> **Problem**
Find, in the records below, the line that contains "Convert this screenshot" and the line that contains "inline; font: 12px". Copy those two lines and everything between them exactly, but not the pictures.

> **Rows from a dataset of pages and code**
-- BEGIN --

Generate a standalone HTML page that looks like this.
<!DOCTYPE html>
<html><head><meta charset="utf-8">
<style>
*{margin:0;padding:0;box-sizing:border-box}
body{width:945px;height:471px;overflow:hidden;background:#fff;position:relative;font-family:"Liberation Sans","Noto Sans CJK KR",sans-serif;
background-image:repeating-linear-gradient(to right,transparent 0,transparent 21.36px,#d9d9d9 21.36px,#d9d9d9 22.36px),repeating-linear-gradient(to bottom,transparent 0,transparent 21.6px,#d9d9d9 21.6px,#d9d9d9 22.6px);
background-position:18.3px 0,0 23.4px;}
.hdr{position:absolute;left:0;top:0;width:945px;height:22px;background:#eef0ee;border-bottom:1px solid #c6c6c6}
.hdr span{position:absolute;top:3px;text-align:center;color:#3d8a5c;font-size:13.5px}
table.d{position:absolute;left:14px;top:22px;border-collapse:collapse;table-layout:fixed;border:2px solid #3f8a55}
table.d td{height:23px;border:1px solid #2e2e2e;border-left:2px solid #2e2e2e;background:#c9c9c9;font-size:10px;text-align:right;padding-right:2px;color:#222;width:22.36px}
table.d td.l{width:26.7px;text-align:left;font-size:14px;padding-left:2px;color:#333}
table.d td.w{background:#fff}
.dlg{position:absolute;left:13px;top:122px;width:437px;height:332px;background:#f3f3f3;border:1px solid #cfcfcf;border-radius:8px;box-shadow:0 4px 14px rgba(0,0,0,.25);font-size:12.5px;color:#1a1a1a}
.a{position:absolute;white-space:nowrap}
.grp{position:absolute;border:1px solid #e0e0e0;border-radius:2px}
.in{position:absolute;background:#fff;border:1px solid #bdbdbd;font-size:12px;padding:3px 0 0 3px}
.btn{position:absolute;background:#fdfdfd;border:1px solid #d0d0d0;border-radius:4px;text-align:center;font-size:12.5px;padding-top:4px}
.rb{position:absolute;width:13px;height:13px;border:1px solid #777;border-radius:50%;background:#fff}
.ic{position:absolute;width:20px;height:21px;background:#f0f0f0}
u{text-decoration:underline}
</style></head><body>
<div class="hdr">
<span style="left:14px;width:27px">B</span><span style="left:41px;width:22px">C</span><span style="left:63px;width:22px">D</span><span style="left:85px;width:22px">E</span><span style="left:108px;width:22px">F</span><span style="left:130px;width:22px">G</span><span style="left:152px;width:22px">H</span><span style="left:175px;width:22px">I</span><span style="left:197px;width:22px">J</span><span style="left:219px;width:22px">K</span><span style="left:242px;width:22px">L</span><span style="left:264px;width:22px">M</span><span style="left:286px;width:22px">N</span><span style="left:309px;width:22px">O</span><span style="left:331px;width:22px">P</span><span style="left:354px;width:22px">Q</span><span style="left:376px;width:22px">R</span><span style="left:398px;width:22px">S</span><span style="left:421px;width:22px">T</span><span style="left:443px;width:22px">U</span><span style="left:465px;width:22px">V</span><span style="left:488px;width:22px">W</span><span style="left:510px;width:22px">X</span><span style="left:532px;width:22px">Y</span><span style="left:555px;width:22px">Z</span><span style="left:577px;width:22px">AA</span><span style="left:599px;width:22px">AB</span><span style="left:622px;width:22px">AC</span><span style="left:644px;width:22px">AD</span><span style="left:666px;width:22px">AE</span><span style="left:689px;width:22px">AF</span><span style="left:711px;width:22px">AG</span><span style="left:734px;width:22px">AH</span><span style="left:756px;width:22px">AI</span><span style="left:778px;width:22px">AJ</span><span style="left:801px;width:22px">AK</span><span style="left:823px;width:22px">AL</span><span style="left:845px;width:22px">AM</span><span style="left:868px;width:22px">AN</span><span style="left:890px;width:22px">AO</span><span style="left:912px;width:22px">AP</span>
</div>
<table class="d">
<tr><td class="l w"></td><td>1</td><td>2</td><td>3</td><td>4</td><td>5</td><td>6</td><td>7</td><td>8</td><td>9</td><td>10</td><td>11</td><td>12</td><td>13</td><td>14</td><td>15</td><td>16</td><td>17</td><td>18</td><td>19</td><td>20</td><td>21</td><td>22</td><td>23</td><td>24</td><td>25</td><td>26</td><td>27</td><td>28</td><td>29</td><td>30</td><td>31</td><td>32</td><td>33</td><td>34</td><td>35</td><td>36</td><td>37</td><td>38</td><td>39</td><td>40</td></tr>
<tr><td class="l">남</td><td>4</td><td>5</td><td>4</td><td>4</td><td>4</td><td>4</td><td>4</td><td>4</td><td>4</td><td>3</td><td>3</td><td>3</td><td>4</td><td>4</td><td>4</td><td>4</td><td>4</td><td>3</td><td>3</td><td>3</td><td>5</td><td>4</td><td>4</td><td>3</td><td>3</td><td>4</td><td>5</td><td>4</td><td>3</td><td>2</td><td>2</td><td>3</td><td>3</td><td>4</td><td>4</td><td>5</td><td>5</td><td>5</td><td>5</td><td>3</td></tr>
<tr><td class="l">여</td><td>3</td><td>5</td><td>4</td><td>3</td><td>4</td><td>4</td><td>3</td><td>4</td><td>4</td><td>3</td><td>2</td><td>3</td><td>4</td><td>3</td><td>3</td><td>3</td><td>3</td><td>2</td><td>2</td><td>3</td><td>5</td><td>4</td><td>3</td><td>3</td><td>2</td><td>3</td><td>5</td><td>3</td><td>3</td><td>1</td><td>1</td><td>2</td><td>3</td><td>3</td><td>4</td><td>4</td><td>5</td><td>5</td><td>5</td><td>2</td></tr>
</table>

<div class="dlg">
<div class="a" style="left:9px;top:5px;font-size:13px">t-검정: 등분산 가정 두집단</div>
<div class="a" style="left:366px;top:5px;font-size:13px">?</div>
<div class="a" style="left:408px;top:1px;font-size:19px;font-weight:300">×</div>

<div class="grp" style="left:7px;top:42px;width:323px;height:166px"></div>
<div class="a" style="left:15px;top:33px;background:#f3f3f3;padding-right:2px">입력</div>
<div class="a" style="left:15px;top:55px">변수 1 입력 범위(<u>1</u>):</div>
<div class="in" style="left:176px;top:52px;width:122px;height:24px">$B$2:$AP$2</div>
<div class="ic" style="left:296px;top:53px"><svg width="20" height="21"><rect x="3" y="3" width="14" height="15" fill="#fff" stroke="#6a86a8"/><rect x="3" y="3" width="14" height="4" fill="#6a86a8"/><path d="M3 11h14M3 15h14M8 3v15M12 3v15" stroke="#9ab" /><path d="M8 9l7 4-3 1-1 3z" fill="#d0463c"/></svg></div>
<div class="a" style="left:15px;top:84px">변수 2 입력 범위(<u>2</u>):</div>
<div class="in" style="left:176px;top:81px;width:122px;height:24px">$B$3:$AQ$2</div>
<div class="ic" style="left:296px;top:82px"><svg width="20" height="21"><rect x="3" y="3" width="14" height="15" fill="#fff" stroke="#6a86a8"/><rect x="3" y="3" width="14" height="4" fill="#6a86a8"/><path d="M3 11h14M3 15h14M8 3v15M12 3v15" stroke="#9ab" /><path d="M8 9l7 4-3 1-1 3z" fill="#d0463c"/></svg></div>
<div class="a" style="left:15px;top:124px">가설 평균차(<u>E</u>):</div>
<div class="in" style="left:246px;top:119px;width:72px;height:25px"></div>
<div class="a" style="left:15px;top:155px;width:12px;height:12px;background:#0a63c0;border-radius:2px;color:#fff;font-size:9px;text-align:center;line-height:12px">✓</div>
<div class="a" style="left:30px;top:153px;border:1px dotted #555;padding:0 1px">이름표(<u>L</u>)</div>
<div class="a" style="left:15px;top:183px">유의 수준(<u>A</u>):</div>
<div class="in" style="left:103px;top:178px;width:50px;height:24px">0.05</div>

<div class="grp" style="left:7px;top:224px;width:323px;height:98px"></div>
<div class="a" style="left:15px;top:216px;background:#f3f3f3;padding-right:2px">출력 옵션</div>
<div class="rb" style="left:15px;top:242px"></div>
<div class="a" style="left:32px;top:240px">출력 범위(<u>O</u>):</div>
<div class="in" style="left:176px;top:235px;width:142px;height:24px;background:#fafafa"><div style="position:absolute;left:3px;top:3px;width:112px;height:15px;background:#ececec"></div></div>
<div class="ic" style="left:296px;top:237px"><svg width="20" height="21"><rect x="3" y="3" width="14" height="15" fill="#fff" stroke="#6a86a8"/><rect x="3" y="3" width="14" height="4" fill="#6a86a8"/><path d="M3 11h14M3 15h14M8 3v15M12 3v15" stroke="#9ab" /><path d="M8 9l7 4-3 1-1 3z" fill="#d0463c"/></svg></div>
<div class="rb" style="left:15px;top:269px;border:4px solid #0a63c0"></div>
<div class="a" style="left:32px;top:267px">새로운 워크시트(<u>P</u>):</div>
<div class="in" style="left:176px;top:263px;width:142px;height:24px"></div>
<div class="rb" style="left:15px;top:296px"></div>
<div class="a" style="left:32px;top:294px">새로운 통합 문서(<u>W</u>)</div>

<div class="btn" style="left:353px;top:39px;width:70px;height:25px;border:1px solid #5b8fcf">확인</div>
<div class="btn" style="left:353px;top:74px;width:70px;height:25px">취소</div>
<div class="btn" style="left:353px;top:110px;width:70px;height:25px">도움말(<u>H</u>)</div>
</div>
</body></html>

-- END --
-- BEGIN --

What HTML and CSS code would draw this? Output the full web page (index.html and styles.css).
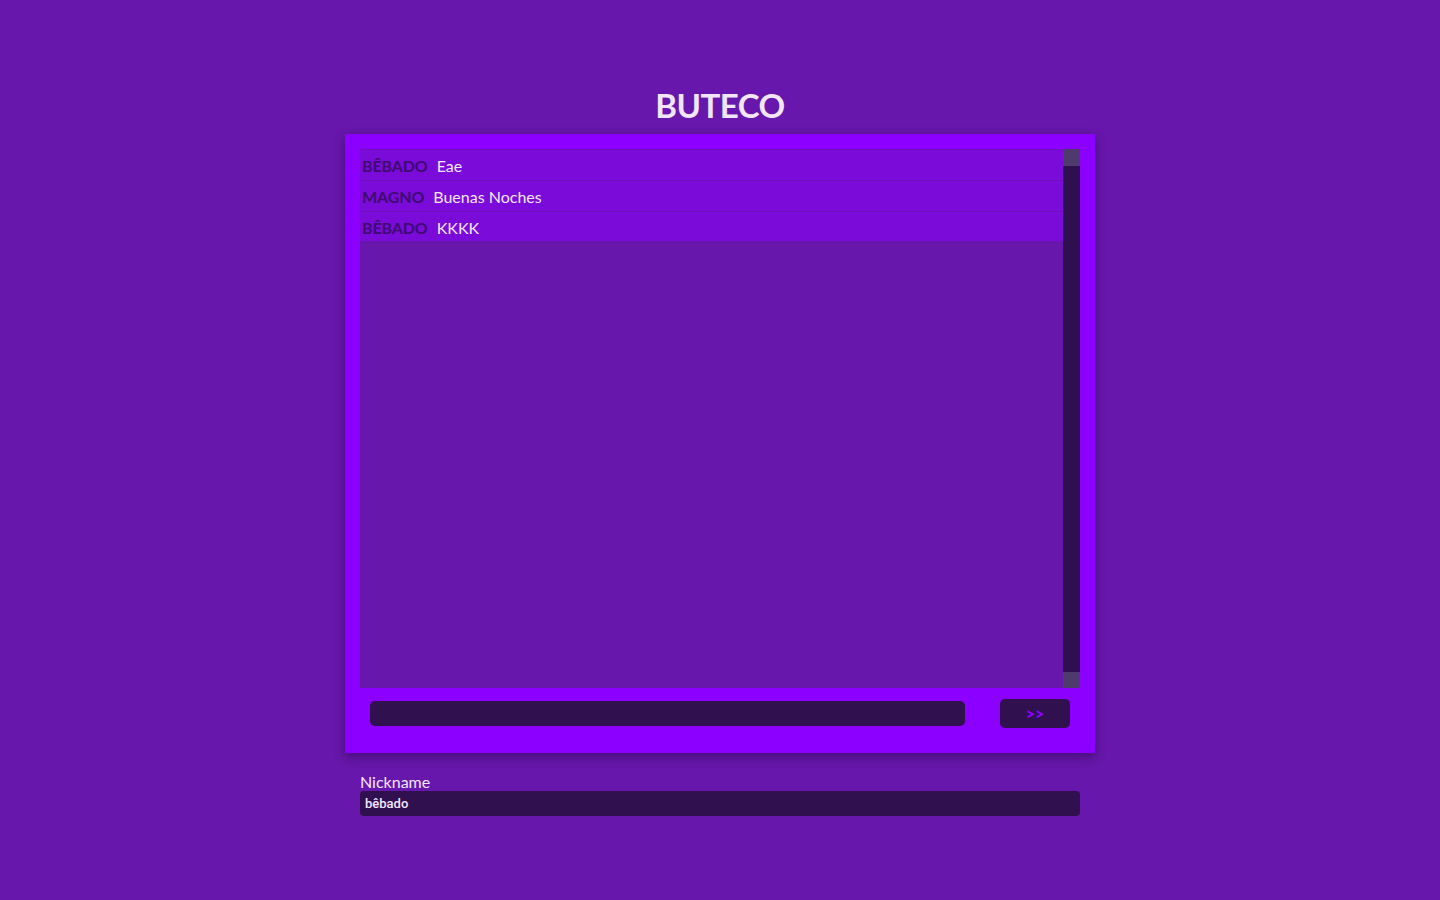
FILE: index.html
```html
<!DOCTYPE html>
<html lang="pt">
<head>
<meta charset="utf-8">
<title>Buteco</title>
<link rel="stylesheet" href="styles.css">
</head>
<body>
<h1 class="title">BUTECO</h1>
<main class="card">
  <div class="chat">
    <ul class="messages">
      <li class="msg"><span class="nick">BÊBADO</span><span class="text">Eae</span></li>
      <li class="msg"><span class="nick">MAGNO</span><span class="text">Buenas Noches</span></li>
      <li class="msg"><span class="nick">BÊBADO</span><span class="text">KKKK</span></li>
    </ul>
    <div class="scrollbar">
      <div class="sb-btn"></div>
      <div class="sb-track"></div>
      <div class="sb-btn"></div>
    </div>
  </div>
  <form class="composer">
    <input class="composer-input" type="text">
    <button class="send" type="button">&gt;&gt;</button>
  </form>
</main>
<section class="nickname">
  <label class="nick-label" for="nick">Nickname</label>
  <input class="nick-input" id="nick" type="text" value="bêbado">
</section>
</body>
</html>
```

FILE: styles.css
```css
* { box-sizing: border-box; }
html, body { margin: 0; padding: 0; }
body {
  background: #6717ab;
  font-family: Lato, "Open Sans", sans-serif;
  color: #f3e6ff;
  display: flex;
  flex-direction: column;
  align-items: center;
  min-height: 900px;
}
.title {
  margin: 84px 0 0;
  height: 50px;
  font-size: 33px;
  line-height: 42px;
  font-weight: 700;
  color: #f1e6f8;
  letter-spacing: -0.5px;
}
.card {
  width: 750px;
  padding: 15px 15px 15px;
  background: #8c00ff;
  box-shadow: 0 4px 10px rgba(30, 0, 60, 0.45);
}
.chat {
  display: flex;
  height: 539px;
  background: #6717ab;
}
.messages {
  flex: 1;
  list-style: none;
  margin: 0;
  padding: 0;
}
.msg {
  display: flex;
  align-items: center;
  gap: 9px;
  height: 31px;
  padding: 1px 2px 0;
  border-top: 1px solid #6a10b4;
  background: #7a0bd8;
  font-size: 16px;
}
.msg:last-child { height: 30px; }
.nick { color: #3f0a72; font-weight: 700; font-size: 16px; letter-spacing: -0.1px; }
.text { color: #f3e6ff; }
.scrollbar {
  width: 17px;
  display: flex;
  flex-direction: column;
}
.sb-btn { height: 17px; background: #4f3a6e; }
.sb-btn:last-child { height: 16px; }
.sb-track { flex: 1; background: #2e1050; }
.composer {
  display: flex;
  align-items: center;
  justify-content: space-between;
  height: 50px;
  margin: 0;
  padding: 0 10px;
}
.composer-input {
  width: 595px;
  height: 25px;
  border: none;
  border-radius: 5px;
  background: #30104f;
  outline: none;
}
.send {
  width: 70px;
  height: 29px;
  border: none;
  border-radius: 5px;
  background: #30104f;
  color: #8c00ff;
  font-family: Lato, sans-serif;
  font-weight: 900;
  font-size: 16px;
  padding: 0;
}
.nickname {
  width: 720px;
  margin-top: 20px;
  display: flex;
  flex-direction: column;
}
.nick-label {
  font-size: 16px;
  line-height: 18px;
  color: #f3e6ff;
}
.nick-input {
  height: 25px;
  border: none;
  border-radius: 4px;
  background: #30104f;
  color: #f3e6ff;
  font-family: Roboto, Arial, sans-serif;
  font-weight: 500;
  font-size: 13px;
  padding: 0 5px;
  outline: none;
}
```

-- END --
-- BEGIN --

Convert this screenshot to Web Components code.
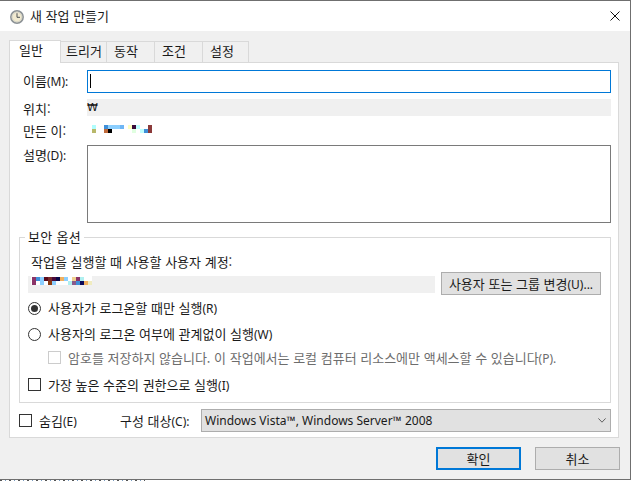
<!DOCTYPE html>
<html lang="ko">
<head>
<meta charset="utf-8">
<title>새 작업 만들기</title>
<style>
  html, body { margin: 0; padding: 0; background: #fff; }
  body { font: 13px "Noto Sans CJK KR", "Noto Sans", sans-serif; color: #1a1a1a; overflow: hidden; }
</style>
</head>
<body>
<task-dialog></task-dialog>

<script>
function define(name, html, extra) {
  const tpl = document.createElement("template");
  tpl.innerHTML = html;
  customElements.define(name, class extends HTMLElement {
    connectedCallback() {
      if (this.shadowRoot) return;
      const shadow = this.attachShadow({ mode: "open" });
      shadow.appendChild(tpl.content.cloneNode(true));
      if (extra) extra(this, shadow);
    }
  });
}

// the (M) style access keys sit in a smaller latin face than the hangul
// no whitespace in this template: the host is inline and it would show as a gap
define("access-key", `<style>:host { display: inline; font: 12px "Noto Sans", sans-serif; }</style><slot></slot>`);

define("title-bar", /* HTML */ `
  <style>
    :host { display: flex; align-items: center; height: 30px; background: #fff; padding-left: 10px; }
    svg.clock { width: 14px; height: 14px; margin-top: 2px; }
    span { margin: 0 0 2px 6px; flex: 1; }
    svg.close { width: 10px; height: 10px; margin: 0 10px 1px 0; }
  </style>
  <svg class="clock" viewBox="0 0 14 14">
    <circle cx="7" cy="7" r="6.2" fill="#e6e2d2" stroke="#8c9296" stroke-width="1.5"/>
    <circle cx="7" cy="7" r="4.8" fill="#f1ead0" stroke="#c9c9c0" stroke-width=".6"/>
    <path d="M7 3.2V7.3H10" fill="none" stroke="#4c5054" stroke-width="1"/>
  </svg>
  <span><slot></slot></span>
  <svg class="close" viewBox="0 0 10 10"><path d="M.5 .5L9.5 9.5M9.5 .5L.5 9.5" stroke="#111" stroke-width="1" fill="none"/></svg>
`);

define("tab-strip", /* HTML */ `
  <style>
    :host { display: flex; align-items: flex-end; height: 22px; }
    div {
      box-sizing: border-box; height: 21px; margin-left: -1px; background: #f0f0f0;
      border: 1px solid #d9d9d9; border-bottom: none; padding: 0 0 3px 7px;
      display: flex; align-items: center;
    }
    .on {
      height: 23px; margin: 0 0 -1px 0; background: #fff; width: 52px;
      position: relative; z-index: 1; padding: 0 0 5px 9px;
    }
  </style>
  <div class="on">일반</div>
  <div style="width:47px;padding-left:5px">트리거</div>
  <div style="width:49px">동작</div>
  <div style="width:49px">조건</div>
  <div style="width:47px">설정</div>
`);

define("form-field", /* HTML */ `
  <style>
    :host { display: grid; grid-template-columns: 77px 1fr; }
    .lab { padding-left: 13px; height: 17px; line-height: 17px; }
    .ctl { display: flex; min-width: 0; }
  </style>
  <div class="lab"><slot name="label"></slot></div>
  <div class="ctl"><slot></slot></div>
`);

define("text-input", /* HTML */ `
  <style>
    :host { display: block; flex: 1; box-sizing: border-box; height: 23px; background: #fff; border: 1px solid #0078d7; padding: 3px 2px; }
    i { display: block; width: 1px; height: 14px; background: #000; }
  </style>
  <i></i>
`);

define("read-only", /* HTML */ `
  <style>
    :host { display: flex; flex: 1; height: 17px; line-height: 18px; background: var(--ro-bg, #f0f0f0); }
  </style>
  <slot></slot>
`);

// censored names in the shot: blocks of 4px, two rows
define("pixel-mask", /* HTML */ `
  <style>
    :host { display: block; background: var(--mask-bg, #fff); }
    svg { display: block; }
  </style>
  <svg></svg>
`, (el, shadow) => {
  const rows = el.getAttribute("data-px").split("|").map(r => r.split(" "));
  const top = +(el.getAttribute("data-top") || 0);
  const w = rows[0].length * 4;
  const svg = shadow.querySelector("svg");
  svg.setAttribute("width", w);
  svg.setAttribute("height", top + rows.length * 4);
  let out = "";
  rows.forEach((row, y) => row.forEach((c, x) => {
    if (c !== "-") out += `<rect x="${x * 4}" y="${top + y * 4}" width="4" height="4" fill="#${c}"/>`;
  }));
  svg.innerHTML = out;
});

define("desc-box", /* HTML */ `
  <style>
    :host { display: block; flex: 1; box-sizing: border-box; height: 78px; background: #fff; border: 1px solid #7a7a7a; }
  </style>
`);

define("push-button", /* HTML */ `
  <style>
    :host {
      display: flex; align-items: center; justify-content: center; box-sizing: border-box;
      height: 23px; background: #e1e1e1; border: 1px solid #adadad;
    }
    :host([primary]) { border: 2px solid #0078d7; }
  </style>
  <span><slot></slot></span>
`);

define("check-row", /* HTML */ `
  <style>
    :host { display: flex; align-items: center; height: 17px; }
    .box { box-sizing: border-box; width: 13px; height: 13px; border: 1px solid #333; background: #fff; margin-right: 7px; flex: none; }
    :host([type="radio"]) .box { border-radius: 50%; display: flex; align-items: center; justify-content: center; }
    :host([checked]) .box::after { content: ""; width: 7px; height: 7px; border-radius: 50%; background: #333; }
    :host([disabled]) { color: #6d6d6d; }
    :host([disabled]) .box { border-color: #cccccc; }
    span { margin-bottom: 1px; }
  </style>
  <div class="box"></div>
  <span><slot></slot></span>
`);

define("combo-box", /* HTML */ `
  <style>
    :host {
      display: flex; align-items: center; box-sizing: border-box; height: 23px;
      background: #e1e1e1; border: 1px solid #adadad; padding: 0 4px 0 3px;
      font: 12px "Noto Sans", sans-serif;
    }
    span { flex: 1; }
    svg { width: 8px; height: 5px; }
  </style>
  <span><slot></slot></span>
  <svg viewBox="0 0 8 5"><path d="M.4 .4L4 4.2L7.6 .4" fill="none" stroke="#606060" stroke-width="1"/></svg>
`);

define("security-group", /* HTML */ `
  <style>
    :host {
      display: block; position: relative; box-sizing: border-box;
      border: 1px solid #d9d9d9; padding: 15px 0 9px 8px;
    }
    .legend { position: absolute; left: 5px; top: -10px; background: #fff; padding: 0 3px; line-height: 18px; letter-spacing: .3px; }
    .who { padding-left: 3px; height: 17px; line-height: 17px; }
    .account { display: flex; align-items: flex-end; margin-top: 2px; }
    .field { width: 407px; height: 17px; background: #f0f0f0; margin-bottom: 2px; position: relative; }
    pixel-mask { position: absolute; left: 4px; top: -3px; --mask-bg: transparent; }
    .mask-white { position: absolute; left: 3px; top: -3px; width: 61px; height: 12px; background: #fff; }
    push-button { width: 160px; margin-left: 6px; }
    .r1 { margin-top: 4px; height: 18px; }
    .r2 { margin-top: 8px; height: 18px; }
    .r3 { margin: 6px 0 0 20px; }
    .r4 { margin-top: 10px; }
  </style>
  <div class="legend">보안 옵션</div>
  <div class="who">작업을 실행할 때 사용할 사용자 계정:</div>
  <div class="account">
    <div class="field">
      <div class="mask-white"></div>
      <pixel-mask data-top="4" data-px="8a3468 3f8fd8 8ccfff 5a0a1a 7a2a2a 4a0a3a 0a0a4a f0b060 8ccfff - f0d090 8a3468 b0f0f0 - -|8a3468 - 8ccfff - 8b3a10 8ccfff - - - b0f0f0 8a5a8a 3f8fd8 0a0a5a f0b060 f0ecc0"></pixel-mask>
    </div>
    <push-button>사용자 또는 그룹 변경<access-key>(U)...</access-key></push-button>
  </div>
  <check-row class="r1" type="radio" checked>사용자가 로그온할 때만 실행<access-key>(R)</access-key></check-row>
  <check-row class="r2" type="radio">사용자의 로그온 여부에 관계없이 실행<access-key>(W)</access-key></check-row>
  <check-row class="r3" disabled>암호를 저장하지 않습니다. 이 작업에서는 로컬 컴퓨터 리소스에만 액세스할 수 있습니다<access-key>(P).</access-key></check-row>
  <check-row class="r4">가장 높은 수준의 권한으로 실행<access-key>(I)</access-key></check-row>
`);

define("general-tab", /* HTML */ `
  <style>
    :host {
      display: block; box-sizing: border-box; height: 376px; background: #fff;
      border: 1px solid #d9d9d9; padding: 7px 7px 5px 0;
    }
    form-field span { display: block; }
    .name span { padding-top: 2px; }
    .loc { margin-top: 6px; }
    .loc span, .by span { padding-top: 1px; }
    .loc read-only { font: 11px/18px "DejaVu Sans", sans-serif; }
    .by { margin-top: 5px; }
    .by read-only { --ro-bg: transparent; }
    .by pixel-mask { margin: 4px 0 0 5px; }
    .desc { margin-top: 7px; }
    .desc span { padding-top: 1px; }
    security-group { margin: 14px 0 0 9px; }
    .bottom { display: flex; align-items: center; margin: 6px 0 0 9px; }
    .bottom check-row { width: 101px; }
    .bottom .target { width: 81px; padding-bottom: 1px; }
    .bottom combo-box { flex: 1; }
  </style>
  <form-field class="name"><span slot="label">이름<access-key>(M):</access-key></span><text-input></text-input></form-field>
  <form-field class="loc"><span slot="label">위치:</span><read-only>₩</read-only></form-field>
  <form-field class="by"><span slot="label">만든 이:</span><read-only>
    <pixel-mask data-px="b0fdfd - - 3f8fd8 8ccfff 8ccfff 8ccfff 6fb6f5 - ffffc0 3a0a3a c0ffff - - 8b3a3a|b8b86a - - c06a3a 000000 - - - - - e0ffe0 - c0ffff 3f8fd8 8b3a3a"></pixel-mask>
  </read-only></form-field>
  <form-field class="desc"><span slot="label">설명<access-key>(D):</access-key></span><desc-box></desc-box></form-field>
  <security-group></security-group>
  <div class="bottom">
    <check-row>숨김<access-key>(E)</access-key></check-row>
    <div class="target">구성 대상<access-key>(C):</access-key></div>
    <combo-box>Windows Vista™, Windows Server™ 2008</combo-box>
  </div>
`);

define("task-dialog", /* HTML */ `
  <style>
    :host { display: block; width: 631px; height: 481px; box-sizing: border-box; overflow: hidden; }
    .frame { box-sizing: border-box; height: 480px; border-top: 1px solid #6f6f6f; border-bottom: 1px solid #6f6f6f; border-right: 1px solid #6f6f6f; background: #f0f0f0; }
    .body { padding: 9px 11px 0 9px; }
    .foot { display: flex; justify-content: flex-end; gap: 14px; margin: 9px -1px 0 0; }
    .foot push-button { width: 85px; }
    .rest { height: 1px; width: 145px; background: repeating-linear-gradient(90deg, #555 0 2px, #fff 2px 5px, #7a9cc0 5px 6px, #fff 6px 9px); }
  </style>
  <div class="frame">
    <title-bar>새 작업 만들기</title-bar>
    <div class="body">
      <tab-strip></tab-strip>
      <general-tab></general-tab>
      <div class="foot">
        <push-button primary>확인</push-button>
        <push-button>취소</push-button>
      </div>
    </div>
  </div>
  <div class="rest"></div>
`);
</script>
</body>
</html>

-- END --

> **Written response**
Convert this screenshot to Web Components code.
<!DOCTYPE html>
<html lang="ko">
<head>
<meta charset="utf-8">
<title>새 작업 만들기</title>
<style>
  html, body { margin: 0; padding: 0; background: #fff; }
  body { font: 13px "Noto Sans CJK KR", "Noto Sans", sans-serif; color: #1a1a1a; overflow: hidden; }
</style>
</head>
<body>
<task-dialog></task-dialog>

<script>
function define(name, html, extra) {
  const tpl = document.createElement("template");
  tpl.innerHTML = html;
  customElements.define(name, class extends HTMLElement {
    connectedCallback() {
      if (this.shadowRoot) return;
      const shadow = this.attachShadow({ mode: "open" });
      shadow.appendChild(tpl.content.cloneNode(true));
      if (extra) extra(this, shadow);
    }
  });
}

// the (M) style access keys sit in a smaller latin face than the hangul
// no whitespace in this template: the host is inline and it would show as a gap
define("access-key", `<style>:host { display: inline; font: 12px "Noto Sans", sans-serif; }</style><slot></slot>`);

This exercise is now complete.